◆ **Data excerpt**
* * * * * * * * *

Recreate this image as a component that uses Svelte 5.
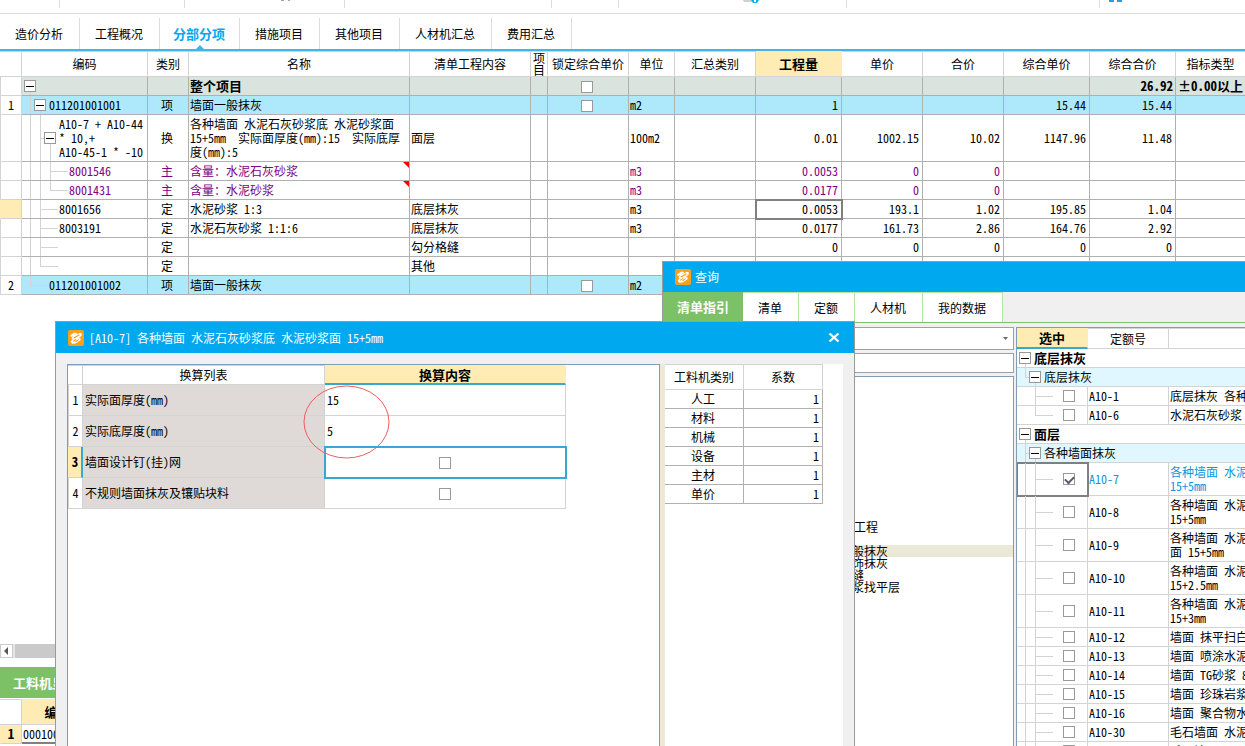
<script lang="ts">
	type Guide = 'v' | 't' | 'l' | '';

	interface Item {
		no?: string;
		code: string;
		guides: Guide[];
		open?: boolean;
		kind: string;
		name: string;
		content?: string;
		lock?: boolean;
		unit?: string;
		// quantity, price, amount, composite price, composite total, index type
		values: string[];
		tone?: string;
		current?: boolean;
		flag?: boolean;
	}

	interface Quota {
		code: string;
		name: string;
		tall?: boolean;
		last?: boolean;
	}

	const mainTabs = ['造价分析', '工程概况', '分部分项', '措施项目', '其他项目', '人材机汇总', '费用汇总'];
	const toolGroups = [60, 125, 160, 207, 67, 228, 253];
	const headers = ['', '编码', '类别', '名称', '清单工程内容', '项目', '锁定综合单价', '单位', '汇总类别', '工程量', '单价', '合价', '综合单价', '综合合价', '指标类型'];
	const columns = [22, 126, 41, 221, 121, 17, 81, 46, 81, 86, 81, 81, 86, 86];

	const items: Item[] = [
		{ code: '', guides: [], open: true, kind: '', name: '整个项目', lock: true, values: ['', '', '', '', '26.92', '±0.00以上'], tone: 'total' },
		{ no: '1', code: '011201001001', guides: ['t'], open: true, kind: '项', name: '墙面一般抹灰', lock: true, unit: 'm2', values: ['1', '', '', '15.44', '15.44', ''], tone: 'bill' },
		{
			code: 'A10-7 + A10-44\n* 10,+\nA10-45-1 * -10',
			guides: ['v', 't'],
			open: true,
			kind: '换',
			name: '各种墙面 水泥石灰砂浆底 水泥砂浆面\n15+5mm  实际面厚度(mm):15  实际底厚\n度(mm):5',
			content: '面层',
			unit: '100m2',
			values: ['0.01', '1002.15', '10.02', '1147.96', '11.48', ''],
			tone: 'tall'
		},
		{ code: '8001546', guides: ['v', 'v', 't'], kind: '主', name: '含量：水泥石灰砂浆', unit: 'm3', values: ['0.0053', '0', '0', '', '', ''], tone: 'material', flag: true },
		{ code: '8001431', guides: ['v', 'v', 'l'], kind: '主', name: '含量：水泥砂浆', unit: 'm3', values: ['0.0177', '0', '0', '', '', ''], tone: 'material', flag: true },
		{ code: '8001656', guides: ['v', 't'], kind: '定', name: '水泥砂浆 1:3', content: '底层抹灰', unit: 'm3', values: ['0.0053', '193.1', '1.02', '195.85', '1.04', ''], current: true },
		{ code: '8003191', guides: ['v', 't'], kind: '定', name: '水泥石灰砂浆 1:1:6', content: '底层抹灰', unit: 'm3', values: ['0.0177', '161.73', '2.86', '164.76', '2.92', ''] },
		{ code: '', guides: ['v', 't'], kind: '定', name: '', content: '勾分格缝', values: ['0', '0', '0', '0', '0', ''] },
		{ code: '', guides: ['v', 'l'], kind: '定', name: '', content: '其他', values: ['0', '0', '0', '0', '0', ''] },
		{ no: '2', code: '011201001002', guides: ['l'], kind: '项', name: '墙面一般抹灰', lock: true, unit: 'm2', values: ['', '', '', '', '', ''], tone: 'bill' }
	];

	const queryTabs = ['清单指引', '清单', '定额', '人材机', '我的数据'];
	const chapters = [
		{ name: '墙、柱面装饰与隔断、幕墙工程', depth: 'chapter' },
		{ name: '墙面抹灰', depth: 'section' },
		{ name: '墙面一般抹灰', depth: 'entry', active: true },
		{ name: '墙面装饰抹灰', depth: 'entry' },
		{ name: '墙面勾缝', depth: 'entry' },
		{ name: '立面砂浆找平层', depth: 'entry' }
	];

	const quotaGroups: { title: string; sub: string; end: boolean; rows: Quota[] }[] = [
		{
			title: '底层抹灰',
			sub: '底层抹灰',
			end: true,
			rows: [
				{ code: 'A10-1', name: '底层抹灰 各种墙面' },
				{ code: 'A10-6', name: '水泥石灰砂浆 底', last: true }
			]
		},
		{
			title: '面层',
			sub: '各种墙面抹灰',
			end: false,
			rows: [
				{ code: 'A10-7', name: '各种墙面 水泥石灰砂浆底\n15+5mm', tall: true },
				{ code: 'A10-8', name: '各种墙面 水泥砂浆底\n15+5mm', tall: true },
				{ code: 'A10-9', name: '各种墙面 水泥石灰砂浆底\n面 15+5mm', tall: true },
				{ code: 'A10-10', name: '各种墙面 水泥砂浆底\n15+2.5mm', tall: true },
				{ code: 'A10-11', name: '各种墙面 水泥砂浆底\n15+3mm', tall: true },
				{ code: 'A10-12', name: '墙面 抹平扫白' },
				{ code: 'A10-13', name: '墙面 喷涂水泥' },
				{ code: 'A10-14', name: '墙面 TG砂浆 8mm' },
				{ code: 'A10-15', name: '墙面 珍珠岩浆' },
				{ code: 'A10-16', name: '墙面 聚合物水泥' },
				{ code: 'A10-30', name: '毛石墙面 水泥砂浆' },
				{ code: 'A10-31', name: '毛石墙面' }
			]
		}
	];

	const options = [
		{ name: '实际面厚度(mm)', value: '15' },
		{ name: '实际底厚度(mm)', value: '5' },
		{ name: '墙面设计钉(挂)网' },
		{ name: '不规则墙面抹灰及镶贴块料' }
	];
	const factors = ['人工', '材料', '机械', '设备', '主材', '单价'];
</script>

{#snippet tree(guides: Guide[], open: boolean, hasChildren: boolean)}
	{#each guides as guide, i}
		<span class="guide {guide}" class:leaf={!open && i === guides.length - 1}></span>
	{/each}
	<span class="node" class:children={hasChildren}>
		{#if open}
			<button class="toggle" aria-label="折叠"></button>
		{/if}
	</span>
{/snippet}

{#snippet logo()}
	<svg class="logo" viewBox="0 0 16 16" aria-hidden="true">
		<rect width="16" height="16" rx="2" fill="#f9a01b" />
		<path d="M2 5.2 6.5 2.4 9 3 8.4 4.8 12 2.8 14 3.6 13.4 6 10.8 8 12.8 8.4 12.4 10.6 7.6 13.6 4 13.8 2.8 11.4 4.6 9 3.4 8.4 5 6.2 3 7Z" fill="#fff" />
		<path d="M5.6 8.2 11.4 4.8M5 11.4 8.2 9.4M7.4 11.8 10.8 9.6" stroke="#f9a01b" stroke-width="1.1" fill="none" />
	</svg>
{/snippet}

<div class="app">
	<div class="toolbar">
		{#each toolGroups as width, i}
			<span class="tool-group" style:width="{width}px">
				{#if i === 2}
					<svg class="tool brush" viewBox="0 0 12 2"><path d="M1 0h3v1H1zM8 0h2v1H8z" fill="#aaa68f" /></svg>
				{:else if i === 5}
					<svg class="tool info" viewBox="0 0 16 3"><path d="M0 0h9v2H1z" fill="#d0d0d0" /><path d="M8 0h8l-2 3h-4z" fill="#06aeef" /><path d="M11 0h2v2h-2z" fill="#fff" /></svg>
				{/if}
			</span>
		{/each}
		<svg class="tool blocks" viewBox="0 0 14 2"><path d="M0 0h5v2H0zM8 0h5v2H8z" fill="#2f9bd6" /></svg>
	</div>

	<nav class="tabs">
		{#each mainTabs as tab, i}
			<button class="tab" class:active={i === 2}>{tab}</button>
		{/each}
	</nav>

	<main class="sheet">
		<table class="grid">
			<colgroup>
				{#each columns as width}
					<col style:width="{width}px" />
				{/each}
				<col />
			</colgroup>
			<thead>
				<tr>
					{#each headers as header}
						<th class:picked={header === '工程量'} class:narrow={header === '项目'}>{header}</th>
					{/each}
				</tr>
			</thead>
			<tbody>
				{#each items as item}
					<tr class={item.tone}>
						<td class="row-no" class:picked={item.current}>{item.no ?? ''}</td>
						<td class="tree-cell">
							<div class="tree">
								{@render tree(item.guides, !!item.open, !!item.open)}
								<span class="code">{item.code}</span>
							</div>
						</td>
						<td class="center">{item.kind}</td>
						<td class="name" class:flag={item.flag}>{item.name}</td>
						<td>{item.content ?? ''}</td>
						<td></td>
						<td class="center lock">
							{#if item.lock}<input type="checkbox" aria-label="锁定综合单价" />{/if}
						</td>
						<td>{item.unit ?? ''}</td>
						<td></td>
						{#each item.values as value, i}
							<td class="num" class:cursor={item.current && i === 0}>{value}</td>
						{/each}
					</tr>
				{/each}
			</tbody>
		</table>
	</main>

	<div class="scrollbar">
		<button class="scroll-left" aria-label="向左滚动"></button>
		<span class="thumb"></span>
	</div>

	<section class="detail">
		<div class="detail-tabs"><button class="green-tab">工料机显示</button></div>
		<table class="grid detail-grid">
			<colgroup><col style:width="22px" /><col style:width="72px" /><col /></colgroup>
			<thead>
				<tr><th></th><th class="picked">编码</th><th></th></tr>
			</thead>
			<tbody>
				<tr><td class="row-no picked">1</td><td>00010010</td><td></td></tr>
			</tbody>
		</table>
	</section>

	<section class="window query" aria-label="查询">
		<header class="title">{@render logo()}<span>查询</span></header>
		<nav class="query-tabs">
			{#each queryTabs as tab, i}
				<button class="query-tab" class:active={i === 0}>{tab}</button>
			{/each}
		</nav>
		<div class="query-body">
			<div class="browse">
				<div class="combo">
					<select aria-label="清单库"><option></option></select>
					<svg viewBox="0 0 5 3" aria-hidden="true"><path d="M0 0h5L2.5 3z" fill="#666a75" /></svg>
				</div>
				<input class="search" type="text" aria-label="搜索" />
				<ul class="chapters">
					{#each chapters as chapter}
						<li class={chapter.depth} class:active={chapter.active}>{chapter.name}</li>
					{/each}
				</ul>
			</div>
			<div class="quota">
				<table class="grid light">
					<colgroup><col style:width="71px" /><col style:width="81px" /><col /></colgroup>
					<thead>
						<tr><th class="picked underlined">选中</th><th>定额号</th><th></th></tr>
					</thead>
					<tbody>
						{#each quotaGroups as group}
							<tr class="group">
								<td class="tree-cell" colspan="3">
									<div class="tree">{@render tree([], true, true)}<span class="code">{group.title}</span></div>
								</td>
							</tr>
							<tr class="subgroup">
								<td class="tree-cell" colspan="3">
									<div class="tree">{@render tree([group.end ? 'l' : 't'], true, true)}<span class="code">{group.sub}</span></div>
								</td>
							</tr>
							{#each group.rows as row}
								<tr class:two-line={row.tall} class:chosen={row.code === 'A10-7'}>
									<td class="tree-cell" class:cursor={row.code === 'A10-7'}>
										<div class="tree">
											{@render tree([group.end ? '' : 'v', row.last ? 'l' : 't'], false, false)}
											<input type="checkbox" aria-label={row.code} checked={row.code === 'A10-7'} />
										</div>
									</td>
									<td>{row.code}</td>
									<td>{row.name}</td>
								</tr>
							{/each}
						{/each}
					</tbody>
				</table>
			</div>
		</div>
	</section>

	<section class="window convert" aria-label="换算">
		<header class="title">
			{@render logo()}<span>[A10-7] 各种墙面 水泥石灰砂浆底 水泥砂浆面 15+5mm</span>
			<button class="close" aria-label="关闭">
				<svg viewBox="0 0 12 9" aria-hidden="true"><path d="M1.5.5 10.5 8.5M10.5.5 1.5 8.5" stroke="#fff" stroke-width="2.2" /></svg>
			</button>
		</header>
		<div class="convert-body">
			<div class="options">
				<table class="grid light option-grid">
					<colgroup><col style:width="15px" /><col style:width="242px" /><col style:width="241px" /></colgroup>
					<thead>
						<tr><th></th><th>换算列表</th><th class="picked underlined">换算内容</th></tr>
					</thead>
					<tbody>
						{#each options as option, i}
							<tr>
								<td class="row-no" class:picked={i === 2}>{i + 1}</td>
								<td class="option-name">{option.name}</td>
								<td class="option-value" class:center={!option.value} class:focus={i === 2}>
									{#if option.value}{option.value}{:else}<input type="checkbox" aria-label={option.name} />{/if}
								</td>
							</tr>
						{/each}
					</tbody>
				</table>
			</div>
			<div class="factors">
				<table class="grid factor-grid">
					<colgroup><col style:width="79px" /><col style:width="79px" /></colgroup>
					<thead>
						<tr><th>工料机类别</th><th>系数</th></tr>
					</thead>
					<tbody>
						{#each factors as factor}
							<tr><td class="center">{factor}</td><td class="num">1</td></tr>
						{/each}
					</tbody>
				</table>
			</div>
		</div>
		<svg class="mark" viewBox="0 0 87 74" aria-hidden="true">
			<ellipse cx="43.5" cy="37" rx="42.5" ry="36" fill="none" stroke="#f25c5c" stroke-width="1" />
		</svg>
	</section>
</div>

<style>
	:global(body) {
		margin: 0;
		overflow: hidden;
	}

	.app {
		--blue: #00a8f0;
		--green: #7dc167;
		--yellow: #ffecb5;
		--line: #d3d3d3;
		--line-dark: #b0b0b0;
		position: relative;
		display: flex;
		flex-direction: column;
		height: 100vh;
		overflow: hidden;
		background: #fff;
		color: #000;
		font-family: SimSun, 'Noto Sans Mono CJK SC', 'Noto Sans CJK SC', monospace;
		font-size: 12px;
		line-height: 14px;
	}

	.app :global(*) {
		box-sizing: border-box;
	}

	button,
	input,
	select {
		font: inherit;
		color: inherit;
		margin: 0;
		padding: 0;
		border: 0;
		border-radius: 0;
		background: none;
	}

	.toolbar {
		display: flex;
		flex: none;
		height: 14px;
		border-bottom: 1px solid #dcdcdc;
	}

	.tool-group {
		display: flex;
		justify-content: flex-end;
		height: 8px;
		border-right: 1px solid #dcdcdc;
	}

	.tool {
		display: block;
		height: 3px;
	}

	.brush {
		width: 12px;
		height: 2px;
		margin-right: 52px;
	}

	.info {
		width: 16px;
		margin-right: 87px;
	}

	.blocks {
		width: 14px;
		height: 2px;
		margin-left: 9px;
	}

	.tabs {
		display: flex;
		flex: none;
		height: 37px;
		padding-top: 4px;
		border-bottom: 2px solid #41b6e6;
	}

	.tab {
		position: relative;
		padding: 0 16px 0 15px;
		border-right: 1px solid #dcdcdc;
	}

	.tab.active {
		padding: 0 14px 0 13px;
		font-size: 13px;
		font-weight: bold;
		color: var(--blue);
	}

	.tab.active::after {
		content: '';
		position: absolute;
		left: 50%;
		bottom: 0;
		margin-left: -4px;
		border: 4px solid transparent;
		border-top: 0;
		border-bottom-color: #41b6e6;
	}

	.sheet {
		flex: 1;
		min-height: 0;
		overflow: hidden;
	}

	.grid {
		width: 100%;
		table-layout: fixed;
		border-collapse: separate;
		border-spacing: 0;
	}

	th,
	td {
		height: 19px;
		padding: 0 2px 0 1px;
		border: 0 solid var(--line-dark);
		border-width: 0 1px 1px 0;
		text-align: left;
		white-space: pre;
		overflow: hidden;
	}

	th {
		height: 26px;
		padding: 0;
		border-color: var(--line);
		border-top-width: 1px;
		font-weight: normal;
		text-align: center;
	}

	.sheet tr > :last-child,
	.quota tr > :last-child {
		border-right: 0;
	}

	.narrow {
		white-space: normal;
		line-height: 12px;
	}

	.light td {
		border-color: var(--line);
	}

	.picked,
	td.picked {
		background: var(--yellow);
		font-size: 13px;
		font-weight: bold;
	}

	th.picked {
		border-color: var(--yellow);
		border-bottom-color: var(--line);
	}

	th.underlined {
		border-bottom: 2px solid #38a7d4;
	}

	td.row-no {
		padding: 0;
		border-color: var(--line);
		border-left-width: 1px;
		text-align: center;
	}

	td.row-no.picked {
		border-left-color: var(--yellow);
	}

	td.center {
		padding: 0 2px 0 0;
		text-align: center;
	}

	td.num {
		padding-right: 3px;
		text-align: right;
	}

	.total td:not(.row-no) {
		background: #dae4de;
		font-size: 13px;
		font-weight: bold;
	}

	.total td.num {
		padding-right: 2px;
	}

	.bill td:not(.row-no) {
		background: #ade9fb;
	}

	.material {
		color: #800080;
	}

	.material .row-no {
		color: #000;
	}

	.tall td {
		height: 47px;
	}

	td.cursor {
		position: relative;
		outline: 2px solid #808080;
		outline-offset: -1px;
	}

	.flag {
		position: relative;
	}

	.flag::after {
		content: '';
		position: absolute;
		top: 0;
		right: 0;
		border: 3px solid transparent;
		border-top-color: #f00;
		border-right-color: #f00;
	}

	input[type='checkbox'] {
		appearance: none;
		display: inline-block;
		flex: none;
		width: 12px;
		height: 12px;
		border: 1px solid #999;
		background: #fff;
		vertical-align: middle;
	}

	input[type='checkbox']:checked::after {
		content: '';
		display: block;
		width: 7px;
		height: 4px;
		margin: 2px 1px;
		border: solid #555a66;
		border-width: 0 0 2px 2px;
		transform: rotate(-45deg);
	}

	td.tree-cell {
		padding: 0 0 0 2px;
	}

	.tree {
		display: flex;
		align-items: center;
		height: 18px;
	}

	.tall .tree {
		height: 46px;
	}

	.guide,
	.node {
		position: relative;
		flex: none;
		align-self: stretch;
		width: 10px;
	}

	.node {
		display: flex;
		align-items: center;
		width: 15px;
	}

	.guide.v::before,
	.guide.t::before,
	.guide.l::before,
	.node.children::before {
		content: '';
		position: absolute;
		left: 6px;
		top: 0;
		bottom: 0;
		border-left: 1px solid var(--line);
	}

	.guide.l::before {
		bottom: 50%;
	}

	.guide.t::after,
	.guide.l::after {
		content: '';
		position: absolute;
		left: 6px;
		top: 50%;
		width: 4px;
		border-top: 1px solid var(--line);
	}

	.guide.leaf::after {
		width: 18px;
	}

	.node.children::before {
		top: 50%;
	}

	.toggle {
		position: relative;
		width: 12px;
		height: 12px;
		border: 1px solid #999;
		background: linear-gradient(#000, #000) center / 8px 1px no-repeat #fff;
	}

	.scrollbar {
		display: flex;
		flex: none;
		height: 14px;
		margin-bottom: 9px;
		background: #e4e4e4;
		gap: 2px;
	}

	.scroll-left {
		width: 13px;
		border: 1px solid #ccc;
		background: #fff;
	}

	.scroll-left::after {
		content: '';
		display: block;
		width: 0;
		margin: auto 3px;
		border: 4px solid transparent;
		border-left: 0;
		border-right-color: #555;
	}

	.thumb {
		flex: 1;
		background: #cacaca;
	}

	.detail {
		flex: none;
		height: 79px;
		overflow: hidden;
	}

	.detail-tabs {
		display: flex;
		height: 31px;
		margin-bottom: 1px;
		background: var(--green);
	}

	.green-tab {
		padding: 0 13px;
		font-size: 13px;
		font-weight: bold;
		color: #fff;
	}

	.detail-grid td:not(.row-no) {
		border-bottom: 2px solid #808080;
	}

	.window {
		position: absolute;
		bottom: 0;
		display: flex;
		flex-direction: column;
		border: 1px solid #9a9a9a;
		border-bottom: 0;
		background: #f0f0f0;
	}

	.title {
		display: flex;
		align-items: center;
		flex: none;
		gap: 5px;
		height: 31px;
		padding: 0 12px;
		background: var(--blue);
		color: #fff;
		white-space: pre;
	}

	.logo {
		width: 16px;
		height: 16px;
	}

	.query {
		top: 261px;
		left: 662px;
		right: 0;
		border-right: 0;
	}

	.query .title {
		height: 30px;
		gap: 4px;
	}

	.query-tabs {
		display: flex;
		flex: none;
		height: 31px;
		border-bottom: 1px solid var(--green);
	}

	.query-tab {
		padding: 0 16px 0 15px;
		border: 0 solid #b5e3a2;
		border-width: 1px 1px 0 0;
		background: #fff;
	}

	.query-tab.active {
		padding: 0 14px;
		border: 0;
		background: var(--green);
		color: #fff;
		font-size: 13px;
		font-weight: bold;
	}

	.query-body {
		display: flex;
		flex: 1;
		min-height: 0;
		gap: 2px;
		padding: 4px 0 0 8px;
	}

	.browse {
		display: flex;
		flex-direction: column;
		width: 343px;
		flex: none;
	}

	.combo {
		position: relative;
		height: 23px;
		margin-bottom: 3px;
		border: 1px solid #a0a0a0;
		background: #fff;
	}

	.combo select {
		appearance: none;
		width: 100%;
		height: 100%;
	}

	.combo svg {
		position: absolute;
		right: 5px;
		top: 9px;
		width: 5px;
		height: 3px;
	}

	.search {
		flex: none;
		height: 20px;
		margin-bottom: 3px;
		border: 1px solid #a0a0a0;
		background: #fff;
	}

	.chapters {
		flex: 1;
		margin: 0;
		padding: 144px 0 0;
		border: 1px solid #7f9db9;
		border-bottom: 0;
		background: #fff;
		list-style: none;
		line-height: 12px;
		white-space: nowrap;
	}

	.chapter {
		padding-left: 38px;
	}

	.section {
		padding-left: 91px;
	}

	.entry {
		padding-left: 144px;
	}

	.chapters .active {
		background: #ebe8d8;
	}

	.quota {
		flex: 1;
		min-width: 0;
		overflow: hidden;
		border: 1px solid #7f9db9;
		border-width: 1px 0 0 1px;
		background: #fff;
	}

	.quota th {
		height: 21px;
	}

	.group {
		font-size: 13px;
		font-weight: bold;
	}

	.subgroup td {
		background: #e1f7ff;
	}

	.two-line td {
		height: 33px;
	}

	.two-line .tree {
		height: 32px;
	}

	.quota input {
		margin-left: 9px;
	}

	.chosen {
		color: #0a96e0;
	}

	.convert {
		top: 321px;
		left: 55px;
		width: 800px;
	}

	.close {
		width: 12px;
		height: 16px;
		margin-left: auto;
		margin-right: 2px;
	}

	.close svg {
		display: block;
		width: 12px;
		height: 9px;
	}

	.convert-body {
		display: flex;
		flex: 1;
		min-height: 0;
		padding: 11px 11px 0;
	}

	.options {
		flex: 1;
		border: 1px solid #7f9db9;
		border-bottom: 0;
		background: #fff;
	}

	.option-grid {
		width: 498px;
	}

	.option-grid th {
		height: 20px;
	}

	.option-grid td {
		height: 31px;
	}

	.option-grid .row-no.picked {
		border-right: 2px solid #38a7d4;
	}

	td.option-name {
		padding-left: 2px;
		background: #dfdad8;
	}

	td.option-value {
		padding-left: 2px;
	}

	td.focus {
		position: relative;
		outline: 2px solid #38a7d4;
		outline-offset: -1px;
	}

	.factors {
		width: 183px;
		border-left: 5px solid #ece9d8;
		background: #fff;
	}

	.factor-grid {
		width: 158px;
	}

	.mark {
		position: absolute;
		left: 247px;
		top: 63px;
		width: 87px;
		height: 74px;
	}
</style>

* * * * * * * * *

◆ **Written problem**
With the pictures left out, restate word for word every line of the data above, from the first down to the line that contains "type Guide = 'v' | 't' | 'l' | '';".

◆ **Response to this task**
Recreate this image as a component that uses Svelte 5.
<script lang="ts">
	type Guide = 'v' | 't' | 'l' | '';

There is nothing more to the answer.